It was the riskiest thing I’d ever done. I just packed my things, loaded my car and started driving. I’d never driven alone on the highway before, but I was desperate to get away from a very toxic relationship.
The physical distance helped, but I still had some emotional baggage. I kept talking to him on the phone and even planned to spend Christmas with his family.
A few days before Christmas, I called him at our usual time. His roommate told me he wasn’t there. “He asked to borrow my car,” she said. “I don’t know, Aesha. I don’t know,” she said. I could tell something wasn’t right.
When I brought it up to him the next day, he “confessed” that he was on a date with another woman! I was angry, heartbroken and somewhat relieved that I finally had the courage to break it off for good.
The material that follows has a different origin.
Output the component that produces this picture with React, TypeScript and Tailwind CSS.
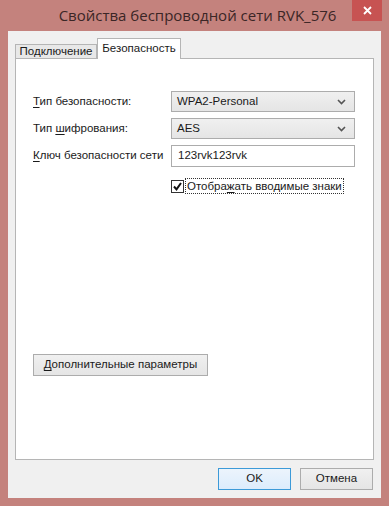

My new roommate didn’t want me to be alone for the holidays and invited me to spend Christmas with her family. Being surrounded by new friends and family helped to soothe the ache I felt in my heart.
At that moment, I had a mindset shift and decided to enjoy the holidays no matter what.
The following year, I moved back to my hometown in the Midwest. This time Christmas would be different. In October I’d met an amazing man and we were spending quite a bit of time together. I’d invited him to Thanksgiving and he accepted. After Thanksgiving dinner we had our first official date, but we still hadn’t started a relationship. In fact, he’d kept telling me he wasn’t looking for a relationship!
But then it happened–that magical moment when you know you’re falling in love. During my office Christmas party, we looked in one another’s eyes, and I promise you there were fireworks! As we left the party we held hands for the first time. And even though there wasn’t any mistletoe hanging in my apartment, we shared a first kiss.
I fell in love with the man of my dreams during the Christmas season. Some Christmases since then have been challenging. One year we were stranded in Portland for three days with a 5-month old and no luggage or baby food due to a horrible snowstorm; the next Christmas we were separated while he was deployed overseas. No matter what, I’ve learned to enjoy the holiday season and to focus on creating wonderful memories with my loved ones.
I share this story with you because I know the holidays can be a lonely, stressful time when you still haven’t found Mr. Right. But believe me when I say that when (not if) you do meet him and begin a life together, all of the new Christmas memories you’ll make together will make up for anything you may be feeling now.
Don’t give up! Your Christmas miracle is coming!